## Set exercise
Every entry must be repeated exactly. Exclude all pictures.

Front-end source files
------------------------------------
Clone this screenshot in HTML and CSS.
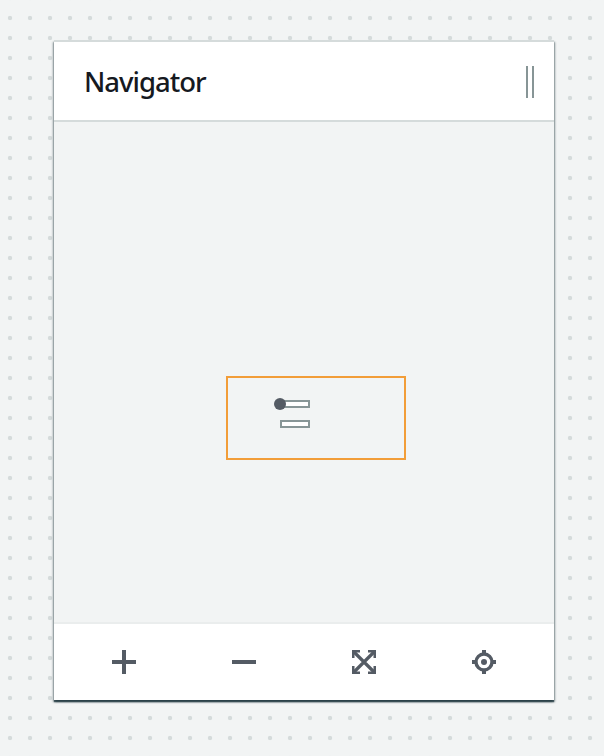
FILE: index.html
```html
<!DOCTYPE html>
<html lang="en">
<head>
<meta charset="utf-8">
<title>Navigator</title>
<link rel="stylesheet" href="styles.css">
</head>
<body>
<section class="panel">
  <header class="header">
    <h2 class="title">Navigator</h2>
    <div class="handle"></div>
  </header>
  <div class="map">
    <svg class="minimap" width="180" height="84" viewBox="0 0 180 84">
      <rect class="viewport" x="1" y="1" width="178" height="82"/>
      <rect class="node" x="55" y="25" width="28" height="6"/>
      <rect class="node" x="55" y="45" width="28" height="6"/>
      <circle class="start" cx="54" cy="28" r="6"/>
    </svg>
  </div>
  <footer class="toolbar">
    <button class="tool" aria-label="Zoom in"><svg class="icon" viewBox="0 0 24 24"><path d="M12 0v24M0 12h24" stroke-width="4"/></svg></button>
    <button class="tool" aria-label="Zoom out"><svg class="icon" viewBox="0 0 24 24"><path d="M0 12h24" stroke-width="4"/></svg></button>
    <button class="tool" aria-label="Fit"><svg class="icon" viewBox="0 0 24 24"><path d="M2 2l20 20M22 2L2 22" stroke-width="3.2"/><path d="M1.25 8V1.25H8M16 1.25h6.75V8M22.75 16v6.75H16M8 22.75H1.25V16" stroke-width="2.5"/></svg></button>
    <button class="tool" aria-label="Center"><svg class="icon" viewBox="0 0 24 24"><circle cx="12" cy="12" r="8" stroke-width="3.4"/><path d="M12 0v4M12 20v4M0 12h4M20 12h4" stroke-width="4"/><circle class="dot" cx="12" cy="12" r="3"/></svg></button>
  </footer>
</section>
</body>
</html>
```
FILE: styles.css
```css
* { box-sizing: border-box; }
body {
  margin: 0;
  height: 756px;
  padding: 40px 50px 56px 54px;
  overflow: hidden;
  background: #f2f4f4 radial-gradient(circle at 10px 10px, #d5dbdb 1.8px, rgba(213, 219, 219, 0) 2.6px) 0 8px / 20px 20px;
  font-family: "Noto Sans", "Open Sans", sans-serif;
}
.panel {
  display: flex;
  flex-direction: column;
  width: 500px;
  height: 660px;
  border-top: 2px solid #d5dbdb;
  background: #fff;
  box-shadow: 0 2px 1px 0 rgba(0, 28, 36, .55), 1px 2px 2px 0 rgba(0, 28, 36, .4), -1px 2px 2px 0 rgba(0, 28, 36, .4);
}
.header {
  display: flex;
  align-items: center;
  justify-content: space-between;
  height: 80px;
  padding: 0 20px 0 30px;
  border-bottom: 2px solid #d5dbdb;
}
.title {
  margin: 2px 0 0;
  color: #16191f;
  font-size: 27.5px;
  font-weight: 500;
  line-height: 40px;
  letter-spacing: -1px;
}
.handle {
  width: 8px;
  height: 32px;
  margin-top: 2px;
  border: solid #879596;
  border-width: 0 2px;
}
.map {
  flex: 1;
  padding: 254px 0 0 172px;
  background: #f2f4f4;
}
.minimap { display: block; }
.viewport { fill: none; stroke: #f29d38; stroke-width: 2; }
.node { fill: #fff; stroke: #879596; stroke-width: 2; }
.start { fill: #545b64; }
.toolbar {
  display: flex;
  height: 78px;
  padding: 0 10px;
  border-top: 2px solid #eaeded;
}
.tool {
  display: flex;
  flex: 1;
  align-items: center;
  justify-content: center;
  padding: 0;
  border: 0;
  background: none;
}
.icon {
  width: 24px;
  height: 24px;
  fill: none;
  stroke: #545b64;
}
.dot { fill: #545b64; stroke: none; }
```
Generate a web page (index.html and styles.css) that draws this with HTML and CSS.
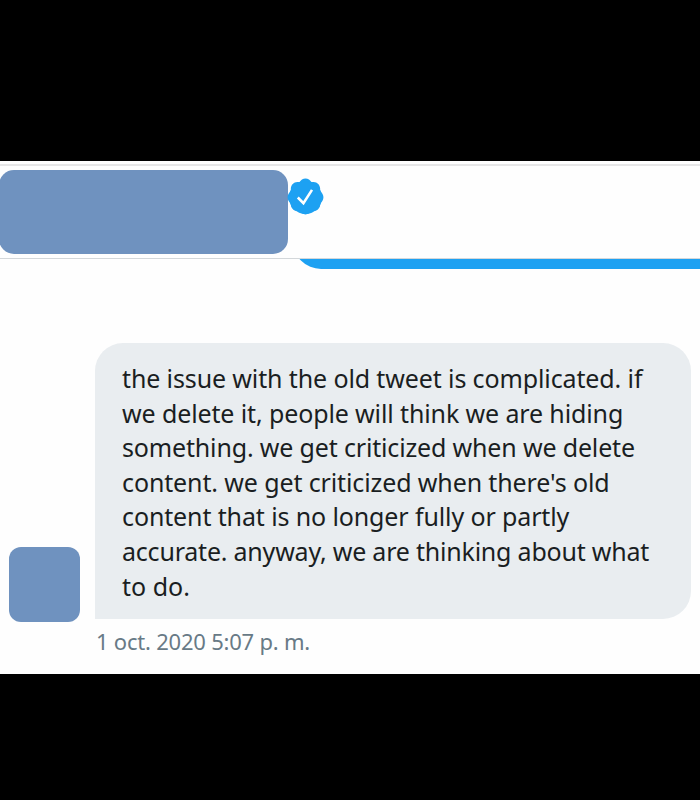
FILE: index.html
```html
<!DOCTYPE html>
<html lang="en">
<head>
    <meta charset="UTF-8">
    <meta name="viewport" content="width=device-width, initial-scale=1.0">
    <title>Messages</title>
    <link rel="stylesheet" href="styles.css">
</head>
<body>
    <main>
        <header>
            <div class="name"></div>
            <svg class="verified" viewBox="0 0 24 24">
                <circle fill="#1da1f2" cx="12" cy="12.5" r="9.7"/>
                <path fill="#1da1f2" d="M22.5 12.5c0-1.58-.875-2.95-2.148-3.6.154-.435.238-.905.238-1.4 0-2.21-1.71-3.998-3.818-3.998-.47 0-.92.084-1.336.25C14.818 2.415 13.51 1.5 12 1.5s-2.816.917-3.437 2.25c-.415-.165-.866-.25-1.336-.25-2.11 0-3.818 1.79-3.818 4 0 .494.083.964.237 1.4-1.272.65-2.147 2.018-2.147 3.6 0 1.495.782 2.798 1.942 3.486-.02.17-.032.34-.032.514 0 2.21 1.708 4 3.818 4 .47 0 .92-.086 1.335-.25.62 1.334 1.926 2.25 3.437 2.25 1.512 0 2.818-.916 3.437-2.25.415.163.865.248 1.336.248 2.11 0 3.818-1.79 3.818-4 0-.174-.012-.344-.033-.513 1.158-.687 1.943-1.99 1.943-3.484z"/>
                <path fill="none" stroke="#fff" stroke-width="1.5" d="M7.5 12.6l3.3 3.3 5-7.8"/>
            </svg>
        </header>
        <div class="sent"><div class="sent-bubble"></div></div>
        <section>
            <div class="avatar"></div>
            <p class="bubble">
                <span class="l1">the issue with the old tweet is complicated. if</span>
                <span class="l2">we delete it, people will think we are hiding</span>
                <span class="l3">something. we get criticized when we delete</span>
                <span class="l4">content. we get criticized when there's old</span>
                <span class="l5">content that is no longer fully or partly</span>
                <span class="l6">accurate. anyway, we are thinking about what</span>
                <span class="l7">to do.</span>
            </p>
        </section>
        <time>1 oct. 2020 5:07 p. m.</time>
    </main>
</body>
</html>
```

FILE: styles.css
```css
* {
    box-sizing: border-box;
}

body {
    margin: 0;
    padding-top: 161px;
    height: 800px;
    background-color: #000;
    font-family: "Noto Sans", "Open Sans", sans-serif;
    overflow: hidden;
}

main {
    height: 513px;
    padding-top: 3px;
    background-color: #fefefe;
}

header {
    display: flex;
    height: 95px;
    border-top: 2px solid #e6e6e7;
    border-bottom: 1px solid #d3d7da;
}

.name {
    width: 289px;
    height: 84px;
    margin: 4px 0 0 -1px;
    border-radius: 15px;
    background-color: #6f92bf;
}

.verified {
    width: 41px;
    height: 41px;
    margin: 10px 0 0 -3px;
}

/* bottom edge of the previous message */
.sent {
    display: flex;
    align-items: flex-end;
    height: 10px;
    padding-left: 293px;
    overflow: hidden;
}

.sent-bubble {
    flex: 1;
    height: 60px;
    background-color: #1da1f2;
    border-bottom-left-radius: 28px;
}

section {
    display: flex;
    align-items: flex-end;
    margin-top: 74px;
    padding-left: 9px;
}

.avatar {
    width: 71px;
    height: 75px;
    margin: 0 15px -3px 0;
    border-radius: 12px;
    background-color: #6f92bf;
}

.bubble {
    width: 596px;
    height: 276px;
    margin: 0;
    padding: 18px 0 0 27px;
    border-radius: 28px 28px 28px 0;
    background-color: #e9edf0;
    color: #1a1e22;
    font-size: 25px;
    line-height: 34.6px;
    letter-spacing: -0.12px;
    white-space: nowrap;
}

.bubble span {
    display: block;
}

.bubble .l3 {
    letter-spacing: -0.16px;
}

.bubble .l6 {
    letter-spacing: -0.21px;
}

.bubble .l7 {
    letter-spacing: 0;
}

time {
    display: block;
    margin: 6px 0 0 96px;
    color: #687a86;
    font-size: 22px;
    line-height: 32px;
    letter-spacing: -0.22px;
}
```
------------------------------------
## Correct output
Clone this screenshot in HTML and CSS.
FILE: index.html
```html
<!DOCTYPE html>
<html lang="en">
<head>
<meta charset="utf-8">
<title>Navigator</title>
<link rel="stylesheet" href="styles.css">
</head>
<body>
<section class="panel">
  <header class="header">
    <h2 class="title">Navigator</h2>
    <div class="handle"></div>
  </header>
  <div class="map">
    <svg class="minimap" width="180" height="84" viewBox="0 0 180 84">
      <rect class="viewport" x="1" y="1" width="178" height="82"/>
      <rect class="node" x="55" y="25" width="28" height="6"/>
      <rect class="node" x="55" y="45" width="28" height="6"/>
      <circle class="start" cx="54" cy="28" r="6"/>
    </svg>
  </div>
  <footer class="toolbar">
    <button class="tool" aria-label="Zoom in"><svg class="icon" viewBox="0 0 24 24"><path d="M12 0v24M0 12h24" stroke-width="4"/></svg></button>
    <button class="tool" aria-label="Zoom out"><svg class="icon" viewBox="0 0 24 24"><path d="M0 12h24" stroke-width="4"/></svg></button>
    <button class="tool" aria-label="Fit"><svg class="icon" viewBox="0 0 24 24"><path d="M2 2l20 20M22 2L2 22" stroke-width="3.2"/><path d="M1.25 8V1.25H8M16 1.25h6.75V8M22.75 16v6.75H16M8 22.75H1.25V16" stroke-width="2.5"/></svg></button>
    <button class="tool" aria-label="Center"><svg class="icon" viewBox="0 0 24 24"><circle cx="12" cy="12" r="8" stroke-width="3.4"/><path d="M12 0v4M12 20v4M0 12h4M20 12h4" stroke-width="4"/><circle class="dot" cx="12" cy="12" r="3"/></svg></button>
  </footer>
</section>
</body>
</html>
```
FILE: styles.css
```css
* { box-sizing: border-box; }
body {
  margin: 0;
  height: 756px;
  padding: 40px 50px 56px 54px;
  overflow: hidden;
  background: #f2f4f4 radial-gradient(circle at 10px 10px, #d5dbdb 1.8px, rgba(213, 219, 219, 0) 2.6px) 0 8px / 20px 20px;
  font-family: "Noto Sans", "Open Sans", sans-serif;
}
.panel {
  display: flex;
  flex-direction: column;
  width: 500px;
  height: 660px;
  border-top: 2px solid #d5dbdb;
  background: #fff;
  box-shadow: 0 2px 1px 0 rgba(0, 28, 36, .55), 1px 2px 2px 0 rgba(0, 28, 36, .4), -1px 2px 2px 0 rgba(0, 28, 36, .4);
}
.header {
  display: flex;
  align-items: center;
  justify-content: space-between;
  height: 80px;
  padding: 0 20px 0 30px;
  border-bottom: 2px solid #d5dbdb;
}
.title {
  margin: 2px 0 0;
  color: #16191f;
  font-size: 27.5px;
  font-weight: 500;
  line-height: 40px;
  letter-spacing: -1px;
}
.handle {
  width: 8px;
  height: 32px;
  margin-top: 2px;
  border: solid #879596;
  border-width: 0 2px;
}
.map {
  flex: 1;
  padding: 254px 0 0 172px;
  background: #f2f4f4;
}
.minimap { display: block; }
.viewport { fill: none; stroke: #f29d38; stroke-width: 2; }
.node { fill: #fff; stroke: #879596; stroke-width: 2; }
.start { fill: #545b64; }
.toolbar {
  display: flex;
  height: 78px;
  padding: 0 10px;
  border-top: 2px solid #eaeded;
}
.tool {
  display: flex;
  flex: 1;
  align-items: center;
  justify-content: center;
  padding: 0;
  border: 0;
  background: none;
}
.icon {
  width: 24px;
  height: 24px;
  fill: none;
  stroke: #545b64;
}
.dot { fill: #545b64; stroke: none; }
```
Generate a web page (index.html and styles.css) that draws this with HTML and CSS.
FILE: index.html
```html
<!DOCTYPE html>
<html lang="en">
<head>
    <meta charset="UTF-8">
    <meta name="viewport" content="width=device-width, initial-scale=1.0">
    <title>Messages</title>
    <link rel="stylesheet" href="styles.css">
</head>
<body>
    <main>
        <header>
            <div class="name"></div>
            <svg class="verified" viewBox="0 0 24 24">
                <circle fill="#1da1f2" cx="12" cy="12.5" r="9.7"/>
                <path fill="#1da1f2" d="M22.5 12.5c0-1.58-.875-2.95-2.148-3.6.154-.435.238-.905.238-1.4 0-2.21-1.71-3.998-3.818-3.998-.47 0-.92.084-1.336.25C14.818 2.415 13.51 1.5 12 1.5s-2.816.917-3.437 2.25c-.415-.165-.866-.25-1.336-.25-2.11 0-3.818 1.79-3.818 4 0 .494.083.964.237 1.4-1.272.65-2.147 2.018-2.147 3.6 0 1.495.782 2.798 1.942 3.486-.02.17-.032.34-.032.514 0 2.21 1.708 4 3.818 4 .47 0 .92-.086 1.335-.25.62 1.334 1.926 2.25 3.437 2.25 1.512 0 2.818-.916 3.437-2.25.415.163.865.248 1.336.248 2.11 0 3.818-1.79 3.818-4 0-.174-.012-.344-.033-.513 1.158-.687 1.943-1.99 1.943-3.484z"/>
                <path fill="none" stroke="#fff" stroke-width="1.5" d="M7.5 12.6l3.3 3.3 5-7.8"/>
            </svg>
        </header>
        <div class="sent"><div class="sent-bubble"></div></div>
        <section>
            <div class="avatar"></div>
            <p class="bubble">
                <span class="l1">the issue with the old tweet is complicated. if</span>
                <span class="l2">we delete it, people will think we are hiding</span>
                <span class="l3">something. we get criticized when we delete</span>
                <span class="l4">content. we get criticized when there's old</span>
                <span class="l5">content that is no longer fully or partly</span>
                <span class="l6">accurate. anyway, we are thinking about what</span>
                <span class="l7">to do.</span>
            </p>
        </section>
        <time>1 oct. 2020 5:07 p. m.</time>
    </main>
</body>
</html>
```

FILE: styles.css
```css
* {
    box-sizing: border-box;
}

body {
    margin: 0;
    padding-top: 161px;
    height: 800px;
    background-color: #000;
    font-family: "Noto Sans", "Open Sans", sans-serif;
    overflow: hidden;
}

main {
    height: 513px;
    padding-top: 3px;
    background-color: #fefefe;
}

header {
    display: flex;
    height: 95px;
    border-top: 2px solid #e6e6e7;
    border-bottom: 1px solid #d3d7da;
}

.name {
    width: 289px;
    height: 84px;
    margin: 4px 0 0 -1px;
    border-radius: 15px;
    background-color: #6f92bf;
}

.verified {
    width: 41px;
    height: 41px;
    margin: 10px 0 0 -3px;
}

/* bottom edge of the previous message */
.sent {
    display: flex;
    align-items: flex-end;
    height: 10px;
    padding-left: 293px;
    overflow: hidden;
}

.sent-bubble {
    flex: 1;
    height: 60px;
    background-color: #1da1f2;
    border-bottom-left-radius: 28px;
}

section {
    display: flex;
    align-items: flex-end;
    margin-top: 74px;
    padding-left: 9px;
}

.avatar {
    width: 71px;
    height: 75px;
    margin: 0 15px -3px 0;
    border-radius: 12px;
    background-color: #6f92bf;
}

.bubble {
    width: 596px;
    height: 276px;
    margin: 0;
    padding: 18px 0 0 27px;
    border-radius: 28px 28px 28px 0;
    background-color: #e9edf0;
    color: #1a1e22;
    font-size: 25px;
    line-height: 34.6px;
    letter-spacing: -0.12px;
    white-space: nowrap;
}

.bubble span {
    display: block;
}

.bubble .l3 {
    letter-spacing: -0.16px;
}

.bubble .l6 {
    letter-spacing: -0.21px;
}

.bubble .l7 {
    letter-spacing: 0;
}

time {
    display: block;
    margin: 6px 0 0 96px;
    color: #687a86;
    font-size: 22px;
    line-height: 32px;
    letter-spacing: -0.22px;
}
```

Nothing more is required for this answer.